Intermediate lifters usually benefit the most from these calculators. They train hard enough to need structure but do not always want to test true maxes. An estimated 1RM lets them run percentage based blocks with good precision while managing fatigue.
Advanced lifters can still use calculators, but they should interpret them carefully. Strong, specialized athletes often produce formula errors because their strength profile is highly specific. For them, estimated 1RM is often one data point alongside bar speed, RPE, volume tolerance, and recent heavy singles.
How bodyweight and relative strength fit into the picture
Absolute strength tells you the heaviest weight you can move. Relative strength compares that number to bodyweight. Both matter. A larger athlete may have a much higher absolute squat, while a lighter athlete may display stronger relative performance. If your bodyweight is included in the calculator, you can divide estimated 1RM by bodyweight to get a rough strength ratio.
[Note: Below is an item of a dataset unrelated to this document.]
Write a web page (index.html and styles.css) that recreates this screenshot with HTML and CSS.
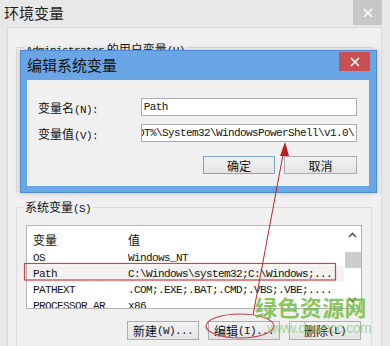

This is especially useful in sports with weight classes or field sports where moving your own body efficiently matters.
For example, a 180 pound athlete with a 315 pound estimated squat max has a squat to bodyweight ratio of 1.75. A 220 pound athlete with a 365 pound estimated squat max is stronger in absolute terms but sits at a ratio of about 1.66. Neither measure is automatically better. The right interpretation depends on the athlete’s sport, build, and training goals.
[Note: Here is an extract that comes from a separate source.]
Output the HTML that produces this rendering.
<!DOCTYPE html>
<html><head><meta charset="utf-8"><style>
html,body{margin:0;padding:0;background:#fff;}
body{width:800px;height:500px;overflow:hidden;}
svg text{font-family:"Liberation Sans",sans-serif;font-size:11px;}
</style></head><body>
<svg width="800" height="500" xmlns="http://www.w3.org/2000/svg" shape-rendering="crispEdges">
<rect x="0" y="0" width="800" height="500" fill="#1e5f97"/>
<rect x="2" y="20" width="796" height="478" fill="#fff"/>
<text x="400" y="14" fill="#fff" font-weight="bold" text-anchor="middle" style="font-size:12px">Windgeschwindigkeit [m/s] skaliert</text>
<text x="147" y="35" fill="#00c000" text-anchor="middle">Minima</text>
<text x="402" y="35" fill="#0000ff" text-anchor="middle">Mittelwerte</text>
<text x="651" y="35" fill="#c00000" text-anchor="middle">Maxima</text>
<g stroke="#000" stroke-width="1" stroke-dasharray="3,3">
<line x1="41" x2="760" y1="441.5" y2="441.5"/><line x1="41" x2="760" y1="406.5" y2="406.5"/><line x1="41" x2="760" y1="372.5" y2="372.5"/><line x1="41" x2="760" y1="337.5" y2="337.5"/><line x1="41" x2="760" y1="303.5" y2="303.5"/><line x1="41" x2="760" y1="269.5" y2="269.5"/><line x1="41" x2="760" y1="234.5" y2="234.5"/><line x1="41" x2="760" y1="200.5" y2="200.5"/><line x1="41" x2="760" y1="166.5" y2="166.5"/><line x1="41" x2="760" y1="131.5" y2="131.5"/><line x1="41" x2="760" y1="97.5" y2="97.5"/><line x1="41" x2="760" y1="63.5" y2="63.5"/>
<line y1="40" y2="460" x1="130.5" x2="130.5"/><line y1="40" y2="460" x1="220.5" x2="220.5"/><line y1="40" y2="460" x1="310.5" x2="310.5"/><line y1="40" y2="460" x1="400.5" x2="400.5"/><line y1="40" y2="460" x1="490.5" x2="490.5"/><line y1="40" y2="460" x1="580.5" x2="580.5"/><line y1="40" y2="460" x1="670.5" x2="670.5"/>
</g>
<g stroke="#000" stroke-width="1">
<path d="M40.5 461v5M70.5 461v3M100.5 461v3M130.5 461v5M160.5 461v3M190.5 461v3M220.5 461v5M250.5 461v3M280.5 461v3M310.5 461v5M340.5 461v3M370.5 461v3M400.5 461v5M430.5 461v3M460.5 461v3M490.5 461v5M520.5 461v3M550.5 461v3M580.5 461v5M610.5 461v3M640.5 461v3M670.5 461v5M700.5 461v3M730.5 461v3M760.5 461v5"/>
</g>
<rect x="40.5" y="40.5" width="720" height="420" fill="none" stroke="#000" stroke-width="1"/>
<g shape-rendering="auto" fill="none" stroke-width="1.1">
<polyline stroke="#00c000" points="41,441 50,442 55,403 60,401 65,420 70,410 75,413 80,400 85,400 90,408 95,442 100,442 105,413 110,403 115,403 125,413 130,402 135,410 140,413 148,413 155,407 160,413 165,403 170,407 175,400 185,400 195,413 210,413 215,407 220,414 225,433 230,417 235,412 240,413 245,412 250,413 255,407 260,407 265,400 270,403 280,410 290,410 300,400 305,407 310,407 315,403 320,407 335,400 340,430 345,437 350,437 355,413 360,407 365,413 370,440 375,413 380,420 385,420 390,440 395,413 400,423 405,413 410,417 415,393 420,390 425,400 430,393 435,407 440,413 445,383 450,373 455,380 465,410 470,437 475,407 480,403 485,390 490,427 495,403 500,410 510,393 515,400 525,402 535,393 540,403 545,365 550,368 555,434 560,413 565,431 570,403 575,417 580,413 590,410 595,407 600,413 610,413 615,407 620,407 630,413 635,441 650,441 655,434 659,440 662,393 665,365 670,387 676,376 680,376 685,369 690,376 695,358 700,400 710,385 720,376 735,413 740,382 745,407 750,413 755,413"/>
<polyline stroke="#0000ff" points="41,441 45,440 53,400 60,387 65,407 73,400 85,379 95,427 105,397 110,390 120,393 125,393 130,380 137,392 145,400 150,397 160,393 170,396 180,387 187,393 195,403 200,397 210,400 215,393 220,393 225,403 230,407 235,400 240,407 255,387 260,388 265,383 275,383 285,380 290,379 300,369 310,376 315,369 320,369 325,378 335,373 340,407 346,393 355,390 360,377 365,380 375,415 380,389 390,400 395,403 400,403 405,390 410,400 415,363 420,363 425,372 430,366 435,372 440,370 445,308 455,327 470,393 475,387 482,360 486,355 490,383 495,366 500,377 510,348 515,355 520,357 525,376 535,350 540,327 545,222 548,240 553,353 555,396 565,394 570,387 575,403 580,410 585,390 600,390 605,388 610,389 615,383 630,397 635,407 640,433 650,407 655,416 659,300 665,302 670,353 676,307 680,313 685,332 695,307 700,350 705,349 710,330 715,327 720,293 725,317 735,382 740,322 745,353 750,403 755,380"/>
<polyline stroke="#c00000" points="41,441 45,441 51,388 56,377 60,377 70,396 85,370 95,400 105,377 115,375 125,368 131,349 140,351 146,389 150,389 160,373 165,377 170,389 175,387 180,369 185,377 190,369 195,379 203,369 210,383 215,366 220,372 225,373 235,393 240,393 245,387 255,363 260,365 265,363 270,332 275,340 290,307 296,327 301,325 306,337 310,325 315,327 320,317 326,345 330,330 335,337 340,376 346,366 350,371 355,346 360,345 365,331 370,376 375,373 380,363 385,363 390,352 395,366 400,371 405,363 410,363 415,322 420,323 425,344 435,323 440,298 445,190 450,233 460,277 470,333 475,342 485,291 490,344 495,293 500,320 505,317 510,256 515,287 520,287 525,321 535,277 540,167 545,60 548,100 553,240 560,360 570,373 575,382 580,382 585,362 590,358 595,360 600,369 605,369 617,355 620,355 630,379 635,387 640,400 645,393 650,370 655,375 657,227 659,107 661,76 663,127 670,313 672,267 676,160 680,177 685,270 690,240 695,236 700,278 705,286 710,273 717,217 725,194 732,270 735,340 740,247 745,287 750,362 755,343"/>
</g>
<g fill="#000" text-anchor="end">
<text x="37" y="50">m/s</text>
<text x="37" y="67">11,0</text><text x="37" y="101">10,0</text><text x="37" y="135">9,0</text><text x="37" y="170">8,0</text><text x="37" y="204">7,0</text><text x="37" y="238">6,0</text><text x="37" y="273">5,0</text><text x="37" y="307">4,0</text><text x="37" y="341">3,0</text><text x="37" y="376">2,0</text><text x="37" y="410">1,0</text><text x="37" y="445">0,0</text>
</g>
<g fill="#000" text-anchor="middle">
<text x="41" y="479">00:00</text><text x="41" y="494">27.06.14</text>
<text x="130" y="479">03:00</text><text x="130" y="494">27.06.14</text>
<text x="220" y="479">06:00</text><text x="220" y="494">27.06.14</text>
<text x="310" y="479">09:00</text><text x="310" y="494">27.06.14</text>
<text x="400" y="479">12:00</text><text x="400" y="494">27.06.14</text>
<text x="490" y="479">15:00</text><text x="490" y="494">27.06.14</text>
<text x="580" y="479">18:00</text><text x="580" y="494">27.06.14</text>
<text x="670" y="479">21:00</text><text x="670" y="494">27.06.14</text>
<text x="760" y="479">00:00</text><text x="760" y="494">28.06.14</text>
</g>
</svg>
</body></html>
Programming examples using your squat max estimate
- Hypertrophy block: 4 to 5 sets of 6 to 8 reps at 67% to 77% of estimated 1RM.
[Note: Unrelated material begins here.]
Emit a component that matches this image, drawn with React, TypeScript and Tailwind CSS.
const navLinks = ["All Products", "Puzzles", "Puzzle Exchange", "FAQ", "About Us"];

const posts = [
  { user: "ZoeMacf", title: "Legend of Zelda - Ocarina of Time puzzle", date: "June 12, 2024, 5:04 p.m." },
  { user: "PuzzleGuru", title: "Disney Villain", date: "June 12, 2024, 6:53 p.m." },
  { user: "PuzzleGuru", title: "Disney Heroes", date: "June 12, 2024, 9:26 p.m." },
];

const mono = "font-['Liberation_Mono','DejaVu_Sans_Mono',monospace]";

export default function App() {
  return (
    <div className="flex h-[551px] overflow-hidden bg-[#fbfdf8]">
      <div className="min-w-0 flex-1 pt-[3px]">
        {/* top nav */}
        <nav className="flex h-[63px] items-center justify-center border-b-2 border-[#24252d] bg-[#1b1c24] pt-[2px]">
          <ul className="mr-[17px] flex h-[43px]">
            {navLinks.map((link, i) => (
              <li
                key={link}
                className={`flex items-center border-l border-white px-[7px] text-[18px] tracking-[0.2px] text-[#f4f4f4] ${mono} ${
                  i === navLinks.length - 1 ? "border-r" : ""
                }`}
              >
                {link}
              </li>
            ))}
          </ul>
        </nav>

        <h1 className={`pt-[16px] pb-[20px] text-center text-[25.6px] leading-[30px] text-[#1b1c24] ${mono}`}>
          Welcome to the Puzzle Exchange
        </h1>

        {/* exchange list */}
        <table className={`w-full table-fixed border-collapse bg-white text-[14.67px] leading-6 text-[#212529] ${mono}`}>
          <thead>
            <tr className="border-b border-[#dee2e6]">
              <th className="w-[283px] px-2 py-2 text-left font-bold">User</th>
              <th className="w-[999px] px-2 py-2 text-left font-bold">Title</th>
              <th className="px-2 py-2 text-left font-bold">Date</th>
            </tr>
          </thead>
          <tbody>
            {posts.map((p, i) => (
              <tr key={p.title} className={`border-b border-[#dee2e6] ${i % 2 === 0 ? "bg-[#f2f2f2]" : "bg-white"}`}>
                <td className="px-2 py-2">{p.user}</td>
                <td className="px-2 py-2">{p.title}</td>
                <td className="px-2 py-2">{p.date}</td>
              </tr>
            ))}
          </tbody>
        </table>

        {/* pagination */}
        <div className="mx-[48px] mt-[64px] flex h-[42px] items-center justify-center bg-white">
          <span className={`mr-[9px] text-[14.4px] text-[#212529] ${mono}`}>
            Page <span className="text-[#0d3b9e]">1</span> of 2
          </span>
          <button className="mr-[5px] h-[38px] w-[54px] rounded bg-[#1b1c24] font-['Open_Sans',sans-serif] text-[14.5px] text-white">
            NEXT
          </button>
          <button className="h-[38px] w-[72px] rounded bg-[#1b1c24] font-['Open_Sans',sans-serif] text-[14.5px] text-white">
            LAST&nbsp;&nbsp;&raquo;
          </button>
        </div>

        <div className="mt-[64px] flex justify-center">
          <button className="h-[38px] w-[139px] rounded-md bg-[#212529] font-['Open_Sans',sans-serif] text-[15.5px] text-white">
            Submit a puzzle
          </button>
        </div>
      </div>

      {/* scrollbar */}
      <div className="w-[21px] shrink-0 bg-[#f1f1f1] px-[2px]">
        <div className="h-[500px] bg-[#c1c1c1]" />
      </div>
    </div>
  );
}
- Base strength block: 4 to 6 sets of 4 to 6 reps at 75% to 82%.
- Intensification phase: 3 to 5 sets of 2 to 4 reps at 82% to 90%.
- Peaking exposure: several singles at 88% to 95% with low total volume.
- Technical speed work: 6 to 10 sets of 2 reps at 50% to 65% with crisp bar speed.
These are broad templates, not strict prescriptions. Your recovery capacity, age, injury history, exercise selection, and weekly schedule determine how much squat volume and intensity you should tolerate. If you pair heavy squats with hard deadlifts, Olympic lifts, or running, your ideal percentages may shift lower to maintain quality.
Safety and evidence based context
Squatting heavy is rewarding, but smart progression matters. Warm up thoroughly, use safeties or competent spotters, and maintain a technical standard you can reproduce. Do not chase a calculated number if your body is sending clear warning signs. Estimated maxes are best used to organize training, not to pressure yourself into risky attempts. For health and exercise guidance, review these authoritative resources: CDC physical activity guidance for adults, National Institute on Aging exercise recommendations, and Harvard health overview of strength training.
Final thoughts
A back squat max calculator is one of the most useful tools in practical strength training. It lets you estimate maximal strength from normal training data, plan percentages with confidence, and evaluate progress without testing a true max every week. The most important habit is consistency. Use the same squat style, similar rep quality, and similar standards each time. Over weeks and months, the trend line becomes far more valuable than any single prediction. When your estimated 1RM rises and your movement quality stays high, your training is likely moving in the right direction.